SUPPLIED RECORDS =>
------------

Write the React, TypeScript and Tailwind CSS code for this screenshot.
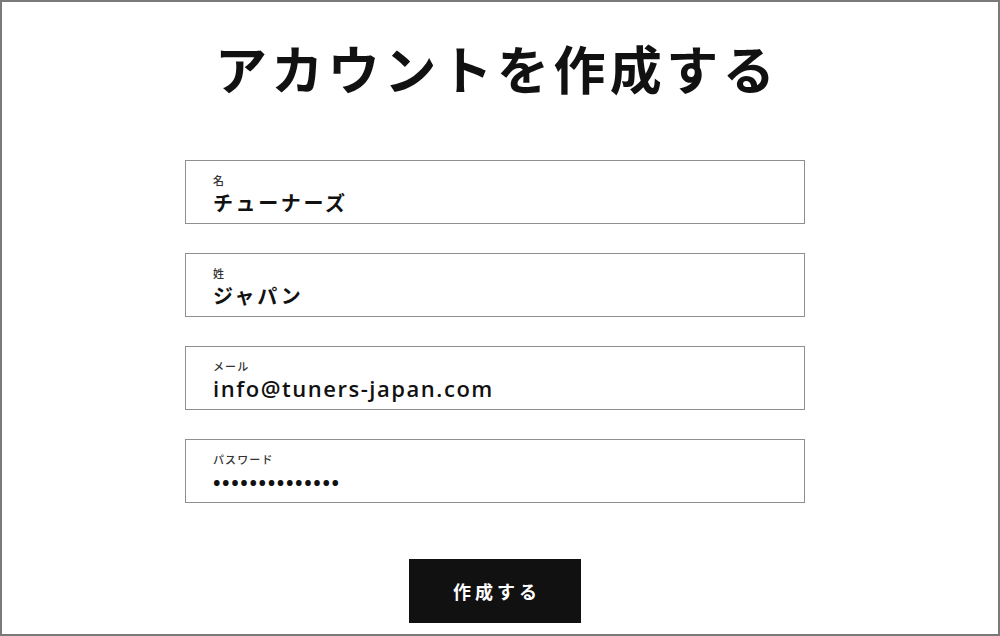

------------

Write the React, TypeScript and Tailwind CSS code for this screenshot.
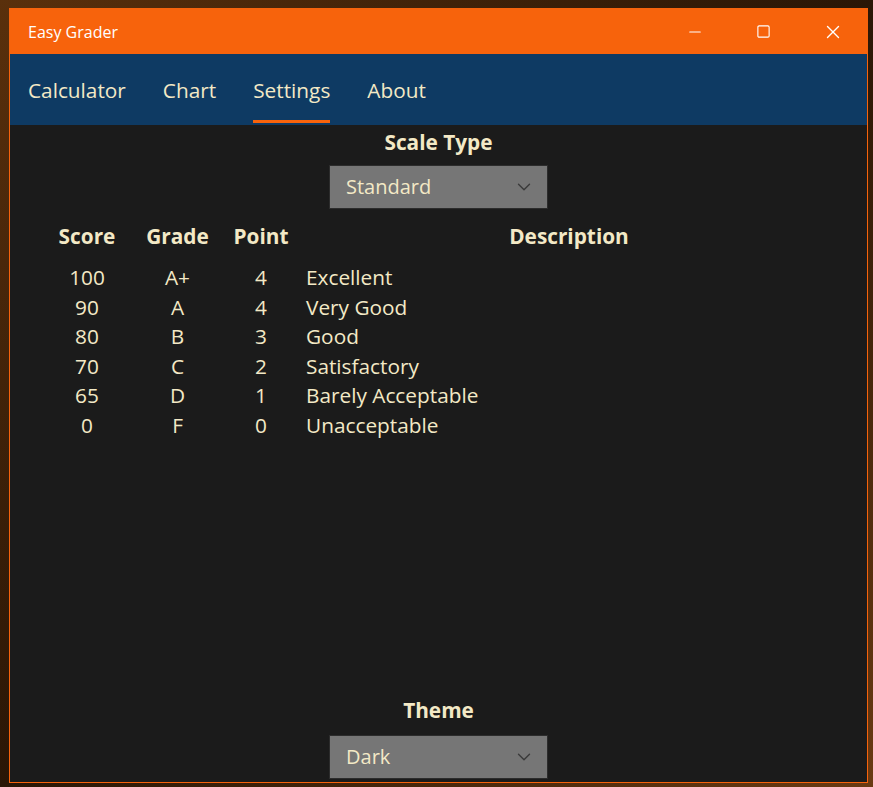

------------

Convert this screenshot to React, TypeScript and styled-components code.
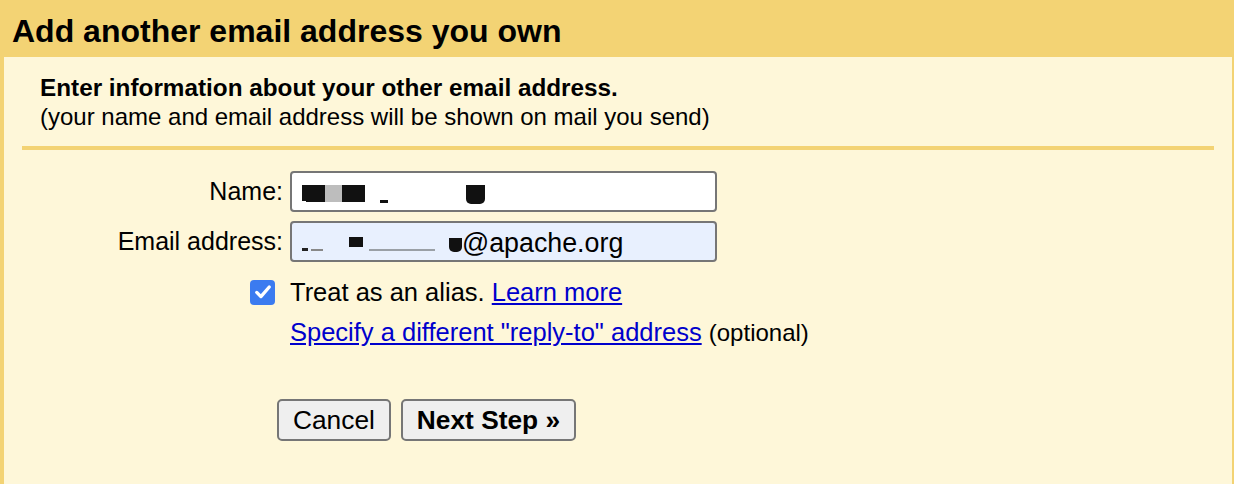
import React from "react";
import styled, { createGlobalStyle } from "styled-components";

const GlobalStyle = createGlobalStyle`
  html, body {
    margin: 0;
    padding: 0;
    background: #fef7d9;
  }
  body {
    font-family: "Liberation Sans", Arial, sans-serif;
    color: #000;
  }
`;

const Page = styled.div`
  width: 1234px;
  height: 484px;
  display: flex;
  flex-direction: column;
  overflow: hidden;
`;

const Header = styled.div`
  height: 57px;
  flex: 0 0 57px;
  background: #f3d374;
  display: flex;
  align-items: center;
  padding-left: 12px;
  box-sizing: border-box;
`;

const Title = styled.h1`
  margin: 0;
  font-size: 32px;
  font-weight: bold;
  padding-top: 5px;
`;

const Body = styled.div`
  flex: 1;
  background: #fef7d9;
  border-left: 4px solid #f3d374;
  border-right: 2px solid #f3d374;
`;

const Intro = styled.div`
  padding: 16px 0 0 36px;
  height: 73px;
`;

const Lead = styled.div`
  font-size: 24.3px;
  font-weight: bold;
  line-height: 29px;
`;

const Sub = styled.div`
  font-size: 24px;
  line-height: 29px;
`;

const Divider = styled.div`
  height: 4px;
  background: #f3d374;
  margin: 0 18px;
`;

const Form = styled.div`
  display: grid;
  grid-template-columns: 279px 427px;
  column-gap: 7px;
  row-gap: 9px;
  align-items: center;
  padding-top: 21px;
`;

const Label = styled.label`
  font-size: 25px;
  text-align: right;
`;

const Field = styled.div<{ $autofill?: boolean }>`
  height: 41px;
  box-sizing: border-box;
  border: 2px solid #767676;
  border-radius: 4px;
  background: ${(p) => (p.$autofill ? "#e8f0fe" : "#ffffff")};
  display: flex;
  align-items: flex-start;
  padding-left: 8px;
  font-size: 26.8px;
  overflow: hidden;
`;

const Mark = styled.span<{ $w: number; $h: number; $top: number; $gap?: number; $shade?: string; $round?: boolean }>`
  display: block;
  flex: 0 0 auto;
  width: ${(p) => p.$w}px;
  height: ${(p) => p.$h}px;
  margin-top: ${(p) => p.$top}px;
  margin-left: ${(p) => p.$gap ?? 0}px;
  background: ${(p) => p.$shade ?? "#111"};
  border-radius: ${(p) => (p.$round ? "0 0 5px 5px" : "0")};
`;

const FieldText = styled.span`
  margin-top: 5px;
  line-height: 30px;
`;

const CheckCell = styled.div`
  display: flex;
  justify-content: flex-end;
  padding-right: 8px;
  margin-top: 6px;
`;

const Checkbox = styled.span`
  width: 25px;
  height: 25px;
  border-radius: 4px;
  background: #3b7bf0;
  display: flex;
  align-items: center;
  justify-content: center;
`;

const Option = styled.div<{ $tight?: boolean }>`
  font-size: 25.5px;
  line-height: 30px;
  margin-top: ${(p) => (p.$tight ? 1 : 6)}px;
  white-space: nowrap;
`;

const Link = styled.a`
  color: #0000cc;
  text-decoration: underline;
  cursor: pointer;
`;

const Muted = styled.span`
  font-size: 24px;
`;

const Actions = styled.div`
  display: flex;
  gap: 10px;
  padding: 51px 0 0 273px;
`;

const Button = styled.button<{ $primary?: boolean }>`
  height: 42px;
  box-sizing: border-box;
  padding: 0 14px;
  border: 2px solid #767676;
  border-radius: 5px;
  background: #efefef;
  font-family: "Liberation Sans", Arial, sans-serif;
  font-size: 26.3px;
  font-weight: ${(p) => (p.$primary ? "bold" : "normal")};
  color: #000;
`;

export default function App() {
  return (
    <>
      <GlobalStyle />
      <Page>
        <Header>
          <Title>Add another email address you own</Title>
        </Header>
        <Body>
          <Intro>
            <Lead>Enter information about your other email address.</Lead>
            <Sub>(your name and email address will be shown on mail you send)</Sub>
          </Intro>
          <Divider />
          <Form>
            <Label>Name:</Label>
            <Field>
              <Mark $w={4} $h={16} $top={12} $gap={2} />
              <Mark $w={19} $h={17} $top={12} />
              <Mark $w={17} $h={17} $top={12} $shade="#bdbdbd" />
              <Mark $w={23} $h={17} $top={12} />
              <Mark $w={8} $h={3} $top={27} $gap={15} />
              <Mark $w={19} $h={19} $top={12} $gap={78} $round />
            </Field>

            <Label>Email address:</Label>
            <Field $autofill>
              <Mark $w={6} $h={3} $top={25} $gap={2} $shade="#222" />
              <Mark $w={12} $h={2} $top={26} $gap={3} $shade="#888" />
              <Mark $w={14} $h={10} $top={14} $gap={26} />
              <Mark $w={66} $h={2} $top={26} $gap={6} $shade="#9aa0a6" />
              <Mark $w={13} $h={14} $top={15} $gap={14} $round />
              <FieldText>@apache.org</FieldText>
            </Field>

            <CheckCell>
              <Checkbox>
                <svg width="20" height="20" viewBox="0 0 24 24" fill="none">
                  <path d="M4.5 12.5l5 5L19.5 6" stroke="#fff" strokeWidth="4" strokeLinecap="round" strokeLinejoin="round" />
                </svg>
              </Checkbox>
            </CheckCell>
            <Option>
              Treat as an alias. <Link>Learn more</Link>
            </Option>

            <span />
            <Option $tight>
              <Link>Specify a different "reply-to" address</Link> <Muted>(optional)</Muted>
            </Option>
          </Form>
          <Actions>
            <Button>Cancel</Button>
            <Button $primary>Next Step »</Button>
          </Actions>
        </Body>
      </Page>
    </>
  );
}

------------

SHORT PROBLEM => Find how many lines hold the string "components", and state that number alone.

EXERCISE OUTPUT => 2